4 Levels of Measurement for Your Next Gamification Project

Written by Monica Cornetti
CEO, Sententia Gamification

Let's talk Key Performance Indicators or KPIs. In its simplest form, a KPI is a type of performance measurement that helps you understand how your HR or L&D department is performing. If everything is important… nothing is important.

To be effective, a KPI must:

  • Be well-defined and quantifiable.
  • Be communicated to all stakeholders.
  • Be crucial to achieving your goal.
  • Be relevant to your program.

The trouble is, there are thousands of KPIs to choose from. If you choose the wrong one, then you are measuring something that doesn’t align with your goals. How, then, should you go about selecting the right KPIs for your program?

The best way to accomplish this is by researching and understanding the most important KPIs. This way, you’ll have a better understanding of which ones are specific to your program and which ones will be of no benefit or will not be impacted by your program.

Remember:  If everything is important… nothing is important.

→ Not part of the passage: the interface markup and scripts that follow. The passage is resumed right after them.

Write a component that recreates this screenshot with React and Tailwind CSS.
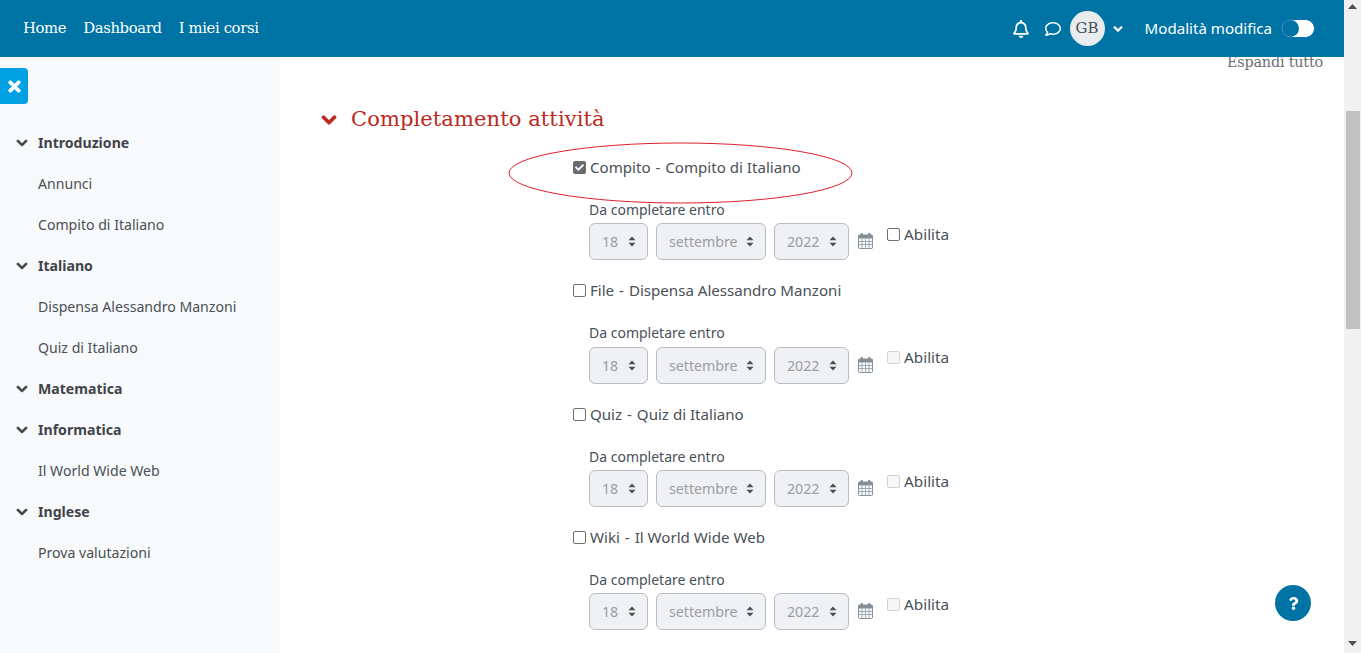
import { FaChevronDown, FaTimes, FaRegBell, FaRegComment, FaQuestion, FaCheck } from 'react-icons/fa'

const NAV = ['Home', 'Dashboard', 'I miei corsi']

const SIDEBAR = [
  { label: 'Introduzione', section: true },
  { label: 'Annunci' },
  { label: 'Compito di Italiano' },
  { label: 'Italiano', section: true },
  { label: 'Dispensa Alessandro Manzoni' },
  { label: 'Quiz di Italiano' },
  { label: 'Matematica', section: true },
  { label: 'Informatica', section: true },
  { label: 'Il World Wide Web' },
  { label: 'Inglese', section: true },
  { label: 'Prova valutazioni' },
]

const ACTIVITIES = [
  { type: 'Compito', name: 'Compito di Italiano', checked: true, enabled: true },
  { type: 'File', name: 'Dispensa Alessandro Manzoni' },
  { type: 'Quiz', name: 'Quiz di Italiano' },
  { type: 'Wiki', name: 'Il World Wide Web' },
]

function SortArrows() {
  return (
    <svg width="8" height="11" viewBox="0 0 8 11" className="shrink-0">
      <path d="M4 0.5 L7.5 4.2 H0.5 Z M4 10.5 L0.5 6.8 H7.5 Z" fill="#495057" />
    </svg>
  )
}

function CalendarIcon() {
  return (
    <svg width="15" height="16" viewBox="0 0 15 16" className="ml-[9px] mt-[10px] shrink-0">
      <rect x="0.5" y="2" width="14" height="13.5" rx="1" fill="#fbfcfd" stroke="#868f96" />
      <rect x="0.5" y="2" width="14" height="3.5" fill="#868f96" />
      <path d="M0.5 8.5H14.5M0.5 11.5H14.5M4 5.5V15.5M7.5 5.5V15.5M11 5.5V15.5" stroke="#a0a9b0" strokeWidth="1" />
      <rect x="2.5" y="0" width="2.5" height="4" rx="1" fill="#868f96" />
      <rect x="10" y="0" width="2.5" height="4" rx="1" fill="#868f96" />
    </svg>
  )
}

function DisabledSelect({ value, width }) {
  return (
    <div className={`${width} h-[37px] flex items-center justify-between pl-[12px] pr-[11px] rounded-md border border-[#b9bdc3] bg-[#eff1f4] text-[#9b9ea3] text-[14.2px]`}>
      <span>{value}</span>
      <SortArrows />
    </div>
  )
}

function Checkbox({ checked, enabled }) {
  if (checked) {
    return (
      <span className="w-[13px] h-[13px] rounded-[2px] bg-[#6b6b6b] flex items-center justify-center shrink-0">
        <FaCheck className="text-white" size={9} />
      </span>
    )
  }
  return (
    <span className={`w-[13px] h-[13px] rounded-[2px] border shrink-0 ${enabled ? 'border-[#6f6f6f] bg-white' : 'border-[#d2d2d2] bg-[#f7f7f7]'}`} />
  )
}

function ActivityRow({ type, name, checked, enabled }) {
  return (
    <div className="h-[123.3px]">
      <div className="h-[22px] flex items-center">
        <Checkbox checked={checked} enabled />
        <span className="ml-[4px] text-[15.1px]">{type} <span className="mx-[1px]">-</span> {name}</span>
      </div>
      <div className="ml-[16px] mt-[20px] h-[22px] flex items-center text-[14px]">Da completare entro</div>
      <div className="ml-[16px] mt-[3px] flex items-start">
        <div className="flex gap-2">
          <DisabledSelect value="18" width="w-[59px]" />
          <DisabledSelect value="settembre" width="w-[110px]" />
          <DisabledSelect value="2022" width="w-[75px]" />
        </div>
        <CalendarIcon />
        <div className="ml-[14px] h-[22px] flex items-center">
          <Checkbox enabled={enabled} />
          <span className="ml-[4px] text-[15.3px]">Abilita</span>
        </div>
      </div>
    </div>
  )
}

export default function App() {
  return (
    <div className="relative h-screen flex overflow-hidden bg-white text-[#495057] font-['Noto_Sans',sans-serif]">
      <div className="relative flex-1 min-w-0 flex">
        {/* Top bar */}
        <header className="absolute top-0 inset-x-0 z-10 h-[57px] bg-[#0073a5] flex items-center text-white">
          <nav className="flex gap-[17px] pl-[23px] font-['DejaVu_Serif',serif] text-[14.8px] tracking-[-0.35px]">
            {NAV.map((n) => <span key={n}>{n}</span>)}
          </nav>
          <div className="ml-auto flex items-center pr-[29px]">
            <FaRegBell size={18} className="mr-[-1px]" />
            <FaRegComment size={16} className="ml-[16px]" />
            <div className="ml-[9px] w-[35px] h-[35px] rounded-full bg-[#e9ecef] text-[#495057] flex items-center justify-center font-['DejaVu_Serif',serif] text-[15px]">GB</div>
            <FaChevronDown size={10} stroke="currentColor" strokeWidth={40} className="ml-[8px]" />
            <span className="ml-[22px] text-[15.1px]">Modalità modifica</span>
            <div className="ml-[9px] w-[34px] h-[19px] rounded-full bg-white border border-[#0f6cbf] flex items-center">
              <span className="w-[17px] h-[17px] rounded-full bg-[#0073a5]" />
            </div>
          </div>
        </header>

        {/* Course index */}
        <aside className="w-[280px] shrink-0 bg-[#f8f9fa] pt-[68px]">
          <div className="w-[28px] h-[36px] rounded-r bg-[#00a0e3] flex items-center justify-center text-white">
            <FaTimes size={17} stroke="currentColor" strokeWidth={30} />
          </div>
          <ul className="mt-[18px]">
            {SIDEBAR.map(({ label, section }) => (
              <li key={label} className="h-[41px] flex items-center text-[14.1px]">
                <span className="w-[38px] pl-[16px] shrink-0">
                  {section && <FaChevronDown size={12} stroke="currentColor" strokeWidth={40} className="text-[#3f444a]" />}
                </span>
                <span className={section ? 'font-bold text-[#3f444a]' : ''}>{label}</span>
              </li>
            ))}
          </ul>
        </aside>

        {/* Main content */}
        <main className="relative flex-1 min-w-0 pt-[52px]">
          <div className="h-[20px] pr-[21px] text-right font-['DejaVu_Serif',serif] text-[14.4px] tracking-[-0.2px] text-[#6b6f73] leading-[20px]">Espandi tutto</div>
          <div className="mt-[34px] ml-[41px] flex items-center h-[28px] text-[#b92a22]">
            <FaChevronDown size={16} stroke="currentColor" strokeWidth={40} />
            <h2 className="ml-[16px] font-['DejaVu_Serif',serif] text-[21px] tracking-[0.1px] -translate-x-[2px]">Completamento attività</h2>
          </div>
          <div className="mt-[22.45px] ml-[293px]">
            {ACTIVITIES.map((a) => <ActivityRow key={a.type} {...a} />)}
          </div>
          {/* hand-drawn annotation */}
          <svg className="absolute left-[228px] top-[142px]" width="346" height="62" viewBox="0 0 346 62">
            <ellipse cx="172.5" cy="31" rx="171.5" ry="30" fill="none" stroke="#e0202c" strokeWidth="1" />
          </svg>
          <button className="absolute right-[33px] bottom-[32px] w-[36px] h-[36px] rounded-full bg-[#0073a5] text-white flex items-center justify-center">
            <FaQuestion size={13} />
          </button>
        </main>
      </div>

      {/* Scrollbar */}
      <div className="w-[17px] shrink-0 bg-[#f1f1f1] flex flex-col items-center">
        <svg width="9" height="5" viewBox="0 0 9 5" className="mt-[4px] shrink-0"><path d="M4.5 0 L9 5 H0 Z" fill="#505050" /></svg>
        <div className="mt-[102px] w-[14px] h-[218px] bg-[#c1c1c1]" />
        <svg width="9" height="5" viewBox="0 0 9 5" className="mt-auto mb-[7px] shrink-0"><path d="M0 0 H9 L4.5 5 Z" fill="#505050" /></svg>
      </div>
    </div>
  )
}
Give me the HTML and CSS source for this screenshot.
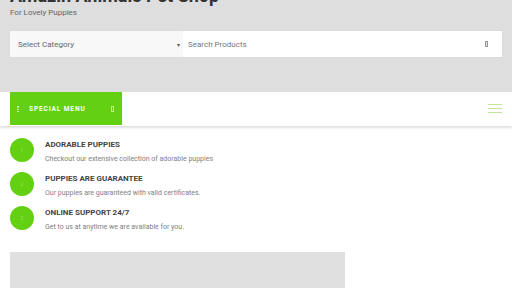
FILE: index.html
```html
<!DOCTYPE html>
<html>
<head>
<meta charset="utf-8">
<link rel="stylesheet" href="styles.css">
</head>
<body>
<header class="header">
  <h1 class="title">Amazin Animals Pet Shop</h1>
  <p class="tagline">For Lovely Puppies</p>
  <div class="search">
    <div class="select"><span>Select Category</span><span class="arrow">▾</span></div>
    <div class="input"><span>Search Products</span><span class="search-icon"></span></div>
  </div>
</header>
<nav class="nav">
  <div class="special"><span class="bars-ico"></span><span class="special-text">SPECIAL MENU</span><span class="box-ico"></span></div>
  <div class="burger"><span></span><span></span><span></span></div>
</nav>
<main class="content">
  <ul class="features">
    <li class="feature">
      <div class="dot"><span>1</span></div>
      <div class="ftext">
        <h3>ADORABLE PUPPIES</h3>
        <p>Checkout our extensive collection of adorable puppies</p>
      </div>
    </li>
    <li class="feature">
      <div class="dot"><span>2</span></div>
      <div class="ftext">
        <h3>PUPPIES ARE GUARANTEE</h3>
        <p>Our puppies are guaranteed with valid certificates.</p>
      </div>
    </li>
    <li class="feature">
      <div class="dot"><span>3</span></div>
      <div class="ftext">
        <h3>ONLINE SUPPORT 24/7</h3>
        <p>Get to us at anytime we are available for you.</p>
      </div>
    </li>
  </ul>
  <div class="banner"></div>
</main>
</body>
</html>
```
FILE: styles.css
```css
* { box-sizing: border-box; }
html, body { margin: 0; padding: 0; }
body {
  font-family: Roboto, "Liberation Sans", sans-serif;
  background: #fff;
  overflow: hidden;
  height: 288px;
}
.header {
  background: #dedede;
  height: 92px;
  padding: 0 10px;
  overflow: hidden;
}
.title {
  margin: -14px 0 0 0;
  font-size: 18px;
  line-height: 20px;
  font-weight: 700;
  color: #333;
}
.tagline {
  margin: 2px 0 0 0;
  font-size: 8px;
  line-height: 10px;
  color: #666;
}
.search {
  display: flex;
  margin-top: 13px;
  height: 26px;
  background: #fff;
  box-shadow: 0 0 1px rgba(0,0,0,0.08);
}
.select {
  width: 173px;
  background: #f8f8f8;
  display: flex;
  align-items: center;
  justify-content: space-between;
  padding: 0 3px 0 8px;
  font-size: 8px;
  color: #666;
}
.arrow { font-size: 6px; color: #555; }
.input {
  flex: 1;
  display: flex;
  align-items: center;
  justify-content: space-between;
  padding: 0 14px 0 5px;
  font-size: 8px;
  color: #777;
}
.search-icon {
  width: 3px;
  height: 6px;
  border: 1px solid #999;
  background: #ddd;
}
.nav {
  height: 34px;
  display: flex;
  justify-content: space-between;
  align-items: stretch;
  padding: 0 10px;
  background: #fff;
  box-shadow: 0 2px 2px rgba(0,0,0,0.12);
  position: relative;
}
.special {
  width: 112px;
  height: 33px;
  background: #64d012;
  display: flex;
  align-items: center;
  padding: 0 8px 0 7px;
}
.bars-ico {
  width: 2px;
  height: 6px;
  border-left: 1px dotted rgba(255,255,255,0.6);
  border-right: 1px dotted rgba(255,255,255,0.6);
}
.special-text {
  margin-left: 10px;
  flex: 1;
  font-size: 6.5px;
  font-weight: 700;
  letter-spacing: 0.9px;
  color: #fff;
}
.box-ico {
  width: 3px;
  height: 6px;
  border: 1px solid rgba(255,255,255,0.6);
}
.burger {
  width: 14px;
  display: flex;
  flex-direction: column;
  justify-content: center;
  gap: 3px;
  padding-bottom: 1px;
}
.burger span {
  display: block;
  height: 1px;
  background: #c3e59a;
}
.content { padding: 14px 10px 0 10px; }
.features { list-style: none; margin: 0; padding: 0; }
.feature {
  display: flex;
  align-items: flex-start;
  height: 34px;
}
.dot {
  width: 24px;
  height: 24px;
  border-radius: 50%;
  background: #64d012;
  display: flex;
  align-items: center;
  justify-content: center;
  margin-top: -2px;
  flex-shrink: 0;
}
.dot span { font-size: 5px; color: rgba(255,255,255,0.35); }
.ftext { margin-left: 11px; }
.ftext h3 {
  margin: 0;
  font-size: 8px;
  line-height: 10px;
  font-weight: 700;
  color: #444;
}
.ftext p {
  margin: 4px 0 0 0;
  font-size: 7px;
  line-height: 10px;
  color: #808080;
}
.banner {
  margin-top: 10px;
  width: 335px;
  height: 60px;
  background: #e0e0e0;
}
```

Here are four levels of measurement to use in your next gamification project to help ensure that you are on target to achieve your program objectives.

Level 1. Reaction
At this level we need to get an after-training feedback that will help to get an idea about how engaging this training was. Some questions could give some data for the indicators:

  • How do you feel about the training? (negative, neutral, positive).
  • Would you recommend this training to your colleagues?
  • Do you want to repeat this training in the future?
  • The number of questions asked during and after the training
  • Subjective estimation reaction of audience (were they participating, or checking emails on their smartphones?)

Level 2. Learning
The easiest way to quantify learning outcomes is to conduct a final test that will show how well the students understood the material.

The metrics could be:

  • Exam pass rate
  • Average exam score
  • Before/after training test results

Again, the learning outcomes can be tested in different ways. For example, I prefer to ask trainees to practice something that was learned instead of using a simple test. The first time that I designed a program where I realized that people could be seriously injured or perhaps killed if they did not understand the correct procedures for maintenance, I realized that testing out on paper was absolutely meaningless. 

Level 3. Behavior 
Conducting tests is a good starting point to make sure that the trainees have obtained required knowledge, but what we actually want to see is a certain change in their behavior patterns. The quantification is this case depends on the nature of the process.

In some cases the indicators of new behavior will be as specific as:

  • Time reduction achieved. If the goal of the training was to do something more effectively or simply faster, then you might track it by a KPI.
  • Cost reduction achieved. If the goal of the training was to do something in a more effective way then you might track direct cost reduction, which is result of the training.
  • Increased quality or more specifically, reduction of the return problems rate. The KPI is applicable where the problem is clearly defined and linked to the final result.
  • Performance improvement. The KPI must be linked to a specific performance index. For sales people it might be the number of sales generated, for a copywriter it might be the conversion rate of readers to leads.

In most cases we will need to spend time finding good indicators of new behavior patterns.

It is a good idea to ask the manager or SME beforehand about expected changes in the behavior and the best way to make sure that they took place in the organization.

Level 4. Impact 
In the previous level we could see the changes in the behavior of employees.

  • For example, a workshop might be dedicated to the adoption of a new customer service technique, and we could see that our employees actually started using those techniques (Level 3. Behavior).

Such shifts in the behavior are important, and demonstrate that the trainer was able to influence trainees well enough to inspire them to change, but this doesn’t imply that the change was of any use for the organization.

We could start searching for indications of such improvement several months after the training, but it is wiser to think about expected impact and how we are going to measure it beforehand (“measurement by design”).

Now You Try It
A good KPI should act as a compass, helping you and your team understand whether you’re taking the right path toward your learning and ultimately business goals.The bottom-line of any training or a workshop is whether it helped the organization to execute its strategy more efficiently and effectively or not. Gamification may be your most effective tool for engaging your learners and impacting business objectives. Starting with clear KPIs will help you to show the impact of your program with more than feel good, anecdotal reports.